• _TASK_:
In the data below, find each line containing the string "components" and return it.

• _RECORDED INFORMATION_:
◆ ◆ ◆

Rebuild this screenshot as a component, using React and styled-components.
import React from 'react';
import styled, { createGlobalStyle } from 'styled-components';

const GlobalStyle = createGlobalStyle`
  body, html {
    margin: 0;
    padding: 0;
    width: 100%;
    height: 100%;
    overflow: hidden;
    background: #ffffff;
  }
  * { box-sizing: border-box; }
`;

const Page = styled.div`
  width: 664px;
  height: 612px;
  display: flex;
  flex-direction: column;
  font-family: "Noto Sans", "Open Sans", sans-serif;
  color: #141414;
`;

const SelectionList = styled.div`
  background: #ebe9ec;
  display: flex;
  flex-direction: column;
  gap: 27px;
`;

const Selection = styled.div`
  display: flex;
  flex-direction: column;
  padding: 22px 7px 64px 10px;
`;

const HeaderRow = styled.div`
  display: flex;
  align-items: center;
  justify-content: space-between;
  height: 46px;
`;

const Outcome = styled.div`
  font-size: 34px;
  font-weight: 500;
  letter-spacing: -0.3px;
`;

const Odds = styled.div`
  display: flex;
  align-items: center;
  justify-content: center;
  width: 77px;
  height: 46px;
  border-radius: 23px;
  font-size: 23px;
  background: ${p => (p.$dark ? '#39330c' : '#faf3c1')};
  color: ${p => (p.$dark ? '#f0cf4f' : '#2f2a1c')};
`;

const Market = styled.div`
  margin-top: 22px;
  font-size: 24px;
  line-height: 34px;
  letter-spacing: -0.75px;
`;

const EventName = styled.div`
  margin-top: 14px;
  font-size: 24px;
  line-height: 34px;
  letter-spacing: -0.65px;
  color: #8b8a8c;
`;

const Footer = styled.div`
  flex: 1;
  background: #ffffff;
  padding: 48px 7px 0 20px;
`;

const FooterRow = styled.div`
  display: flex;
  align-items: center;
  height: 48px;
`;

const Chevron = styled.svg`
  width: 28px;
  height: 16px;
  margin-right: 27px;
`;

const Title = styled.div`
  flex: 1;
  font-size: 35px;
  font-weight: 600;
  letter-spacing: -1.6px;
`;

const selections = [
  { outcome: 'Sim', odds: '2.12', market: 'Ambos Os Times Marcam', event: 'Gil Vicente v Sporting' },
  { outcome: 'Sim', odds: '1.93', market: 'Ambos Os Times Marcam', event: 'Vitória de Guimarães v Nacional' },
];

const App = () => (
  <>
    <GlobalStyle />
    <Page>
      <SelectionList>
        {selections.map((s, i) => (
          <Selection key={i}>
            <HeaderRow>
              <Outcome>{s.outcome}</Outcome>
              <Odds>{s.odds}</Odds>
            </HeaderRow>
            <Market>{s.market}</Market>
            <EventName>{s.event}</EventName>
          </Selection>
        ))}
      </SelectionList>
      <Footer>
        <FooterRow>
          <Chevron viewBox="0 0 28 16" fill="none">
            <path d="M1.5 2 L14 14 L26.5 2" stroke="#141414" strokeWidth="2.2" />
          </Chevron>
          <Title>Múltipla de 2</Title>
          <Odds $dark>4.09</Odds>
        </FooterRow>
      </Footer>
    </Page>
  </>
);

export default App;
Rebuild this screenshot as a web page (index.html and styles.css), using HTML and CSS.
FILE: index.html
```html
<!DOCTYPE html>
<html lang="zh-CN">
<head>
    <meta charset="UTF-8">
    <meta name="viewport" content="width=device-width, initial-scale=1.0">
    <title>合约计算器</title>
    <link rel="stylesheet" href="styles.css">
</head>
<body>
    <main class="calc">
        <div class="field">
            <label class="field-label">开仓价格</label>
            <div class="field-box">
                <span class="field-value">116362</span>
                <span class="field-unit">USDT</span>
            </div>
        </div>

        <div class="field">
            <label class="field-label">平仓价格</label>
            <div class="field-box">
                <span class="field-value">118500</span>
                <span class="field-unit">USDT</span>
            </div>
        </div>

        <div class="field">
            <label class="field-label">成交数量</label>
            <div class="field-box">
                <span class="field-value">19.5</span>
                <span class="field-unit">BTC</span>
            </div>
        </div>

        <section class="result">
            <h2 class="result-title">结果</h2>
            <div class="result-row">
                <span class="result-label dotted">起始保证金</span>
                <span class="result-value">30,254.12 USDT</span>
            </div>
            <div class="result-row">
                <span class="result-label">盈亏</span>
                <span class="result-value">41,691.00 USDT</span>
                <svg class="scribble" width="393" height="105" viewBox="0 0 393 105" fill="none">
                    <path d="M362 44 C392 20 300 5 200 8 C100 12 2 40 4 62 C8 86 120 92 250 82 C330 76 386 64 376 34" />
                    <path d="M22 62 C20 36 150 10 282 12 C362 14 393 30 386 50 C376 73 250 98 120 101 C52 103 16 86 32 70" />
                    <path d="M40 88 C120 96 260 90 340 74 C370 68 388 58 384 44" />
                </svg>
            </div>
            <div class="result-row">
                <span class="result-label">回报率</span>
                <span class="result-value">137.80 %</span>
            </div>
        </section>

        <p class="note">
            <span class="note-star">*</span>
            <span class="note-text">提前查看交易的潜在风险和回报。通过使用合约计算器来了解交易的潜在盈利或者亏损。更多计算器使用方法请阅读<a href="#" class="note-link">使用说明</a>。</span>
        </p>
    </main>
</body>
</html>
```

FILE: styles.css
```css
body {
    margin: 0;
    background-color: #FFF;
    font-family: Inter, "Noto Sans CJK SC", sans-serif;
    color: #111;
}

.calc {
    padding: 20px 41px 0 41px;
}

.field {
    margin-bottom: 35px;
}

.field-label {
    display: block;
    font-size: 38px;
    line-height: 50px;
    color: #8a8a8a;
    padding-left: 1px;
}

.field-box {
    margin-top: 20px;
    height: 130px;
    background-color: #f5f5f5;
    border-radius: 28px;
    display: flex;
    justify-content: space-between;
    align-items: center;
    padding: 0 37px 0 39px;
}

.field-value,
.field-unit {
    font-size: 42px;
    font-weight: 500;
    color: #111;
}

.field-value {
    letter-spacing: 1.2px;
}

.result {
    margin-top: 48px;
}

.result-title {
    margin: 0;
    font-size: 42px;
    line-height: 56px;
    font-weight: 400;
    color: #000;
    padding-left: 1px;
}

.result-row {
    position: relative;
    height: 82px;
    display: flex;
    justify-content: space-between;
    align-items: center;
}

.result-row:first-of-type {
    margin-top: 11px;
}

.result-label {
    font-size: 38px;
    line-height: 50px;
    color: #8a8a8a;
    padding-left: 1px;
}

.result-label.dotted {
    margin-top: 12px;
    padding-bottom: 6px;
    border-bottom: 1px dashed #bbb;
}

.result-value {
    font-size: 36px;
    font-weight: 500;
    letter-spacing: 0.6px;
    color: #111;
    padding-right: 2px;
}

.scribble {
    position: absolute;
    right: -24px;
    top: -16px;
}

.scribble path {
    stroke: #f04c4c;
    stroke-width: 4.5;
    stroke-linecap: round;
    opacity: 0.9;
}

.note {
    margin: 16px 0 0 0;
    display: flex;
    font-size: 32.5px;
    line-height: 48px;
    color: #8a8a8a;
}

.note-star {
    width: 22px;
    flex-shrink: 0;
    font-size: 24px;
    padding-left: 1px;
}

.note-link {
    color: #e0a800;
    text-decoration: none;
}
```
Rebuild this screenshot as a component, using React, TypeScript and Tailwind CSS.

◆ ◆ ◆

• _ANSWER FOR THIS EXERCISE_:
Rebuild this screenshot as a component, using React and styled-components.
import styled, { createGlobalStyle } from 'styled-components';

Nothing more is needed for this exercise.